§ **WHAT THIS TASK INVOLVES**
Leave out the pictures and set down exactly the lines from the start of the listing through the one with "const cell = 'border", both included.

-------

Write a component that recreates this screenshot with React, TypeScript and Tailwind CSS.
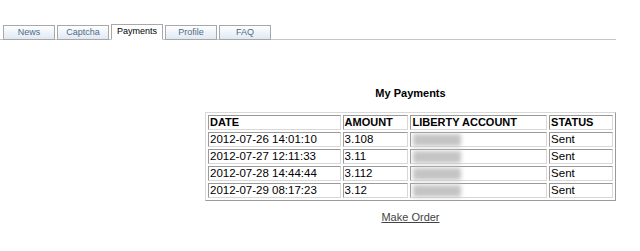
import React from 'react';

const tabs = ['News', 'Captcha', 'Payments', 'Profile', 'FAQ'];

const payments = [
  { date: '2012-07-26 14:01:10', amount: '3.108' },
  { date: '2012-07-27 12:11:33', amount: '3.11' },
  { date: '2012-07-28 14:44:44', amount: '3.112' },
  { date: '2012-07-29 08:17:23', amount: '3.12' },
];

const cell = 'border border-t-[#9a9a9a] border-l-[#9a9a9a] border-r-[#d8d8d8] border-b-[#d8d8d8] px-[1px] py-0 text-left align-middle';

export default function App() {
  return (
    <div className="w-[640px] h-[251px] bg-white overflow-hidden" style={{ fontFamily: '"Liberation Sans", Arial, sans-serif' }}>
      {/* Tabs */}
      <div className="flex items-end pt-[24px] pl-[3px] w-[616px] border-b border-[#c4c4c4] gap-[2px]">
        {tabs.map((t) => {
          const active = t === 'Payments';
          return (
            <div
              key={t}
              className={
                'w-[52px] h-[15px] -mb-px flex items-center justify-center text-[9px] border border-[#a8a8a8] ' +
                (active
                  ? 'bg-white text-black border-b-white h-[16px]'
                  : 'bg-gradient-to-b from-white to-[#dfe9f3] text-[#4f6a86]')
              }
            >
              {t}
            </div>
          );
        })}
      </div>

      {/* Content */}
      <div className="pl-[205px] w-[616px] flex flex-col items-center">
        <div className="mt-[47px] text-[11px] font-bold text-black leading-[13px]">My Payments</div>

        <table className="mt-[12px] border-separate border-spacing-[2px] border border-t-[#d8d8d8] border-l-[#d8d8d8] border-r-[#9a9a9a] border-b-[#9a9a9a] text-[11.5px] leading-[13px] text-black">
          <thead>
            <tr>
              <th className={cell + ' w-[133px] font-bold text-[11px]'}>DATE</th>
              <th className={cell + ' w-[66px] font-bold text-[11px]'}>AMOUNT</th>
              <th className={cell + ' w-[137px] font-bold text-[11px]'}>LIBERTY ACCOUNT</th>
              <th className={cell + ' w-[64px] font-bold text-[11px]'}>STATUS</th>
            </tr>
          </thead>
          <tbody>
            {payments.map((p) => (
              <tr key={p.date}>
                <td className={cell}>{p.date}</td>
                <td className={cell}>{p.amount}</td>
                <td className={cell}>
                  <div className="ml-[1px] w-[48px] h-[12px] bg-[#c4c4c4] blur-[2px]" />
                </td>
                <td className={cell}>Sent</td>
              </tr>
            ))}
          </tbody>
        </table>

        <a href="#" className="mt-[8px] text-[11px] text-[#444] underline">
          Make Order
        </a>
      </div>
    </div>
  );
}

-------

§ **IN RESPONSE**
Write a component that recreates this screenshot with React, TypeScript and Tailwind CSS.
import React from 'react';

const tabs = ['News', 'Captcha', 'Payments', 'Profile', 'FAQ'];

const payments = [
  { date: '2012-07-26 14:01:10', amount: '3.108' },
  { date: '2012-07-27 12:11:33', amount: '3.11' },
  { date: '2012-07-28 14:44:44', amount: '3.112' },
  { date: '2012-07-29 08:17:23', amount: '3.12' },
];

const cell = 'border border-t-[#9a9a9a] border-l-[#9a9a9a] border-r-[#d8d8d8] border-b-[#d8d8d8] px-[1px] py-0 text-left align-middle';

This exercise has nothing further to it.